Our relationships with each other can be vehicles for our unity and they can be vehicles for our entrapment.
They can be vehicles for bringing us more into the universe, into the moment, into the flow of things, or they can be vehicles for isolating us more into our separateness. In my relationship with you, who I think I am affects who I see you to be.
Say I’m driving down the street and I’m in a rush to get to an appointment I’m a little late for. There’s a car in front of me that is slowing down at a corner unnecessarily. I experience anger at the person that’s driving. I swerve to go by the car with anger in my heart and I look and I see that it is an older, confused looking man who is lost, and then I feel guilt. My attachment to getting to my appointment made me see that person as an obstacle.
I go into a bank with a check to cash or a deposit to make. I walk in, wait in line, and get to the teller and who do I see? The casher of my check. I may go through a perfunctory smile, “How are you today?” “I’m fine, thank you.” “Have a good day.” Nothing happened. I stayed in my isolation, and the teller in his or hers. Now say I’m the bank teller; person after person comes before me. Now a deposit, now a check cashing, now a certified check, now a money order. All day long people giving me, “Hello,” smile, with a “Yes” or a “No.” It feels lonely in the midst of a crowd of people. These are not exceptional answers. They’re an example that are common to most of our lives much of the time.
In our efficiency to get on with life, we tend to see other people slightly as objects who are instrumental to our getting what we need.
If I am hungry, very hungry, I can’t help but look at you in terms of whether or not you are going to feed me. If I’m hungry enough, I’m going to look at you as to whether or not you’re food. The Dahmer party did. If I have a strong need that I identify with, everybody around me is going to be seen in relationship as to whether or not that need is going to be satisfied, and if not, they’re of no concern.
In the world of lust, you can watch people relate to each other, and you can see that as they walk down the street with lust, with sexual desire, sexual arousal, they look at other people, and they see them either as a potential, a competitor, or irrelevant, and if you walk down those streets, you will experience yourself as being seen as one of those three categories as well.

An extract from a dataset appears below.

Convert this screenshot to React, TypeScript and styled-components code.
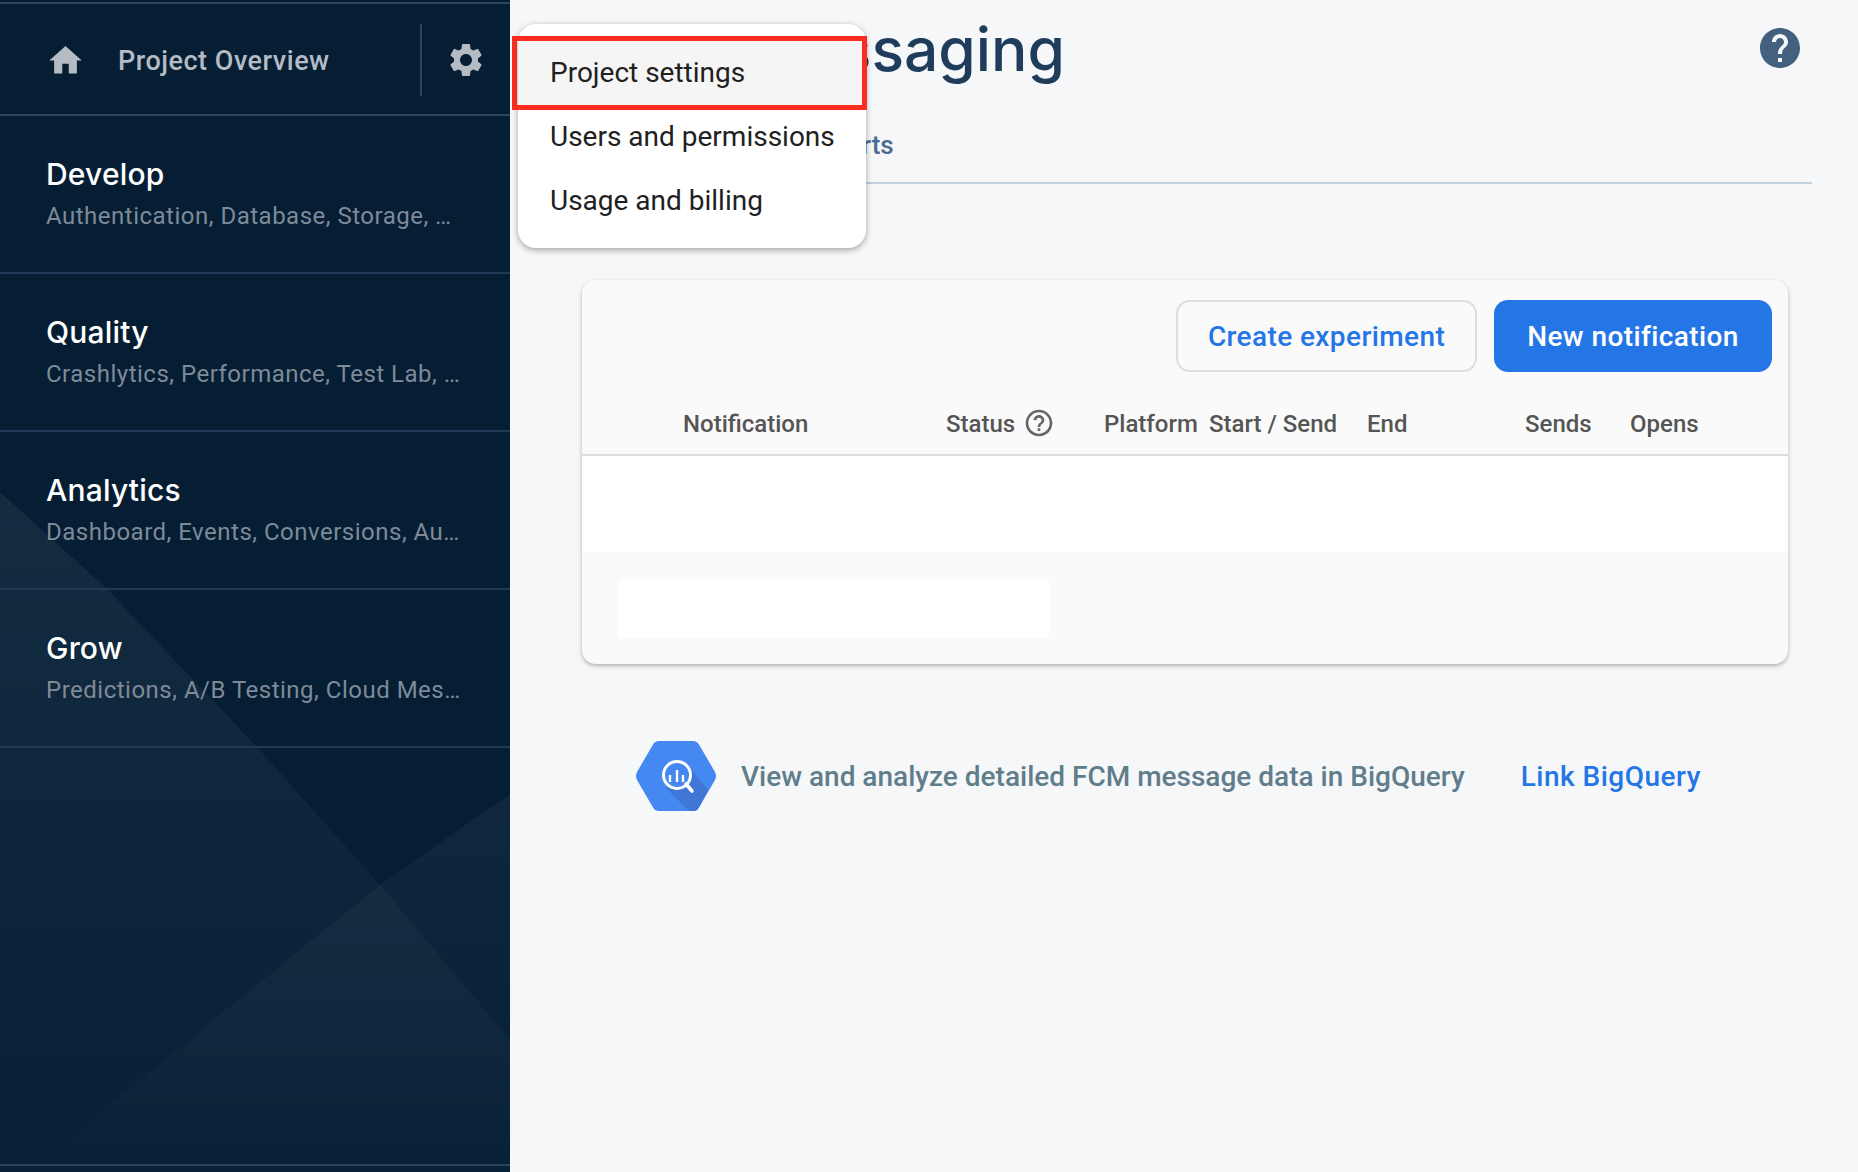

We each have these structures in our mind, these models of who we are, what we need, where we’re going, what we think it’s all about, and these models define what we see out in the world. Not only that, but they are what another person perceives from us, and we are continually getting caught in other people’s mind nets.
The projections out of their mind are telling us who they think we are in relation to who they need us to be.